Now this comes from the initial statement that, Sheldon noticed which I thought to be too good to be true,

$
\frac{\phi(x+\pi i)}{x} \to (-1)\\
$

This has me asking if there are asymptotic expansions elsewhere. And it led me to an algorithm which may help future work on $\phi$.

Suppose that,

$
\psi_y(t) = e^{-iy}\phi(t+iy)\\
\lim_{t\to\infty} \frac{\psi_y(t)}{A(t)} = 1\\
$

Then,

$
\frac{\psi_y(t+1)}{A(t+1)} = \frac{e^{t + e^{iy}\psi_y(t)}}{A(t+1)} \to 1\\
$

So we should expect,

$
t + e^{iy}\psi_y(t) = \log(A(t+1)) + o(\log(A(t+1)))\\
$

Which we can iterate to get successive asymptotic expansions. It may not look as nice for the case $y=\pi$ but I think this may be helpful for iterations. Where we can begin to  approximate successive iterations better. And we'll get something like a log asymptotic series.
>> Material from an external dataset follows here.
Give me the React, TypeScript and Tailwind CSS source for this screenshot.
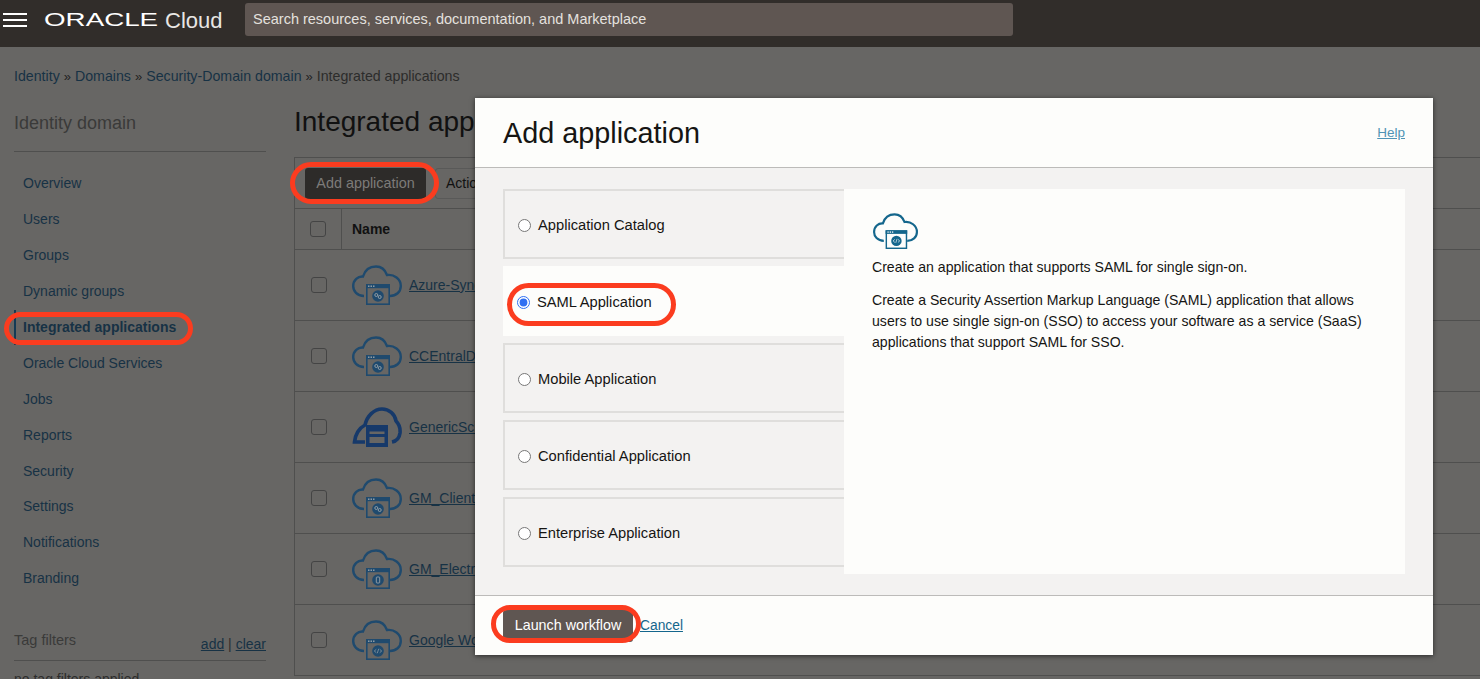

If we continue with an assumption of superexponential,

$
\log(A(t+1))/A(t) \to \lambda \in\mathbb{C}\\
$

Then,

$
\psi_y(t) = \lambda e^{-iy}A(t) -e^{-iy}t-o(A(t))\\
$

And then,

$
\frac{\psi_y(t+2)}{A(t+2)} = \frac{e^{t+1+e^{iy}e^{t+e^{iy}\psi_y(t)}}}{A(t+2)} \to 1\\
$

meaning,

$
t+1+e^{iy}e^{t+e^{iy}\psi_y(t)} \sim \log A(t+2)\\
t+1+e^{iy}e^{\lambda A(t) + o(A(t))} \sim \log A(t+2)\\

$

This may be a nicer way of thinking about growth. I'm not sure yet. But with super exponentials the asymptotics behave properly. It should also say that exponential asymptotic growth is impossible. It's either dead in the water growth, or super-exponential growth; which means it's in for a penny or in for a dime.
ACK,

So this result is only true if $\phi(t+\pi i) / t \to -1$. The correct statement without this is,

$
\psi_m(t,x) = \Omega_{j=1}^m e^{t-j-x}\bullet x\\
$

Then,

$
\psi_m(t+m,h_m(t)) = t+m\\
$

Where since $h_m\to\infty$ we really can say much, unless $|h_m(t-m)|< M$ is bounded fixed $t$ and $m>0$. Which, is doubtful.

So damn close.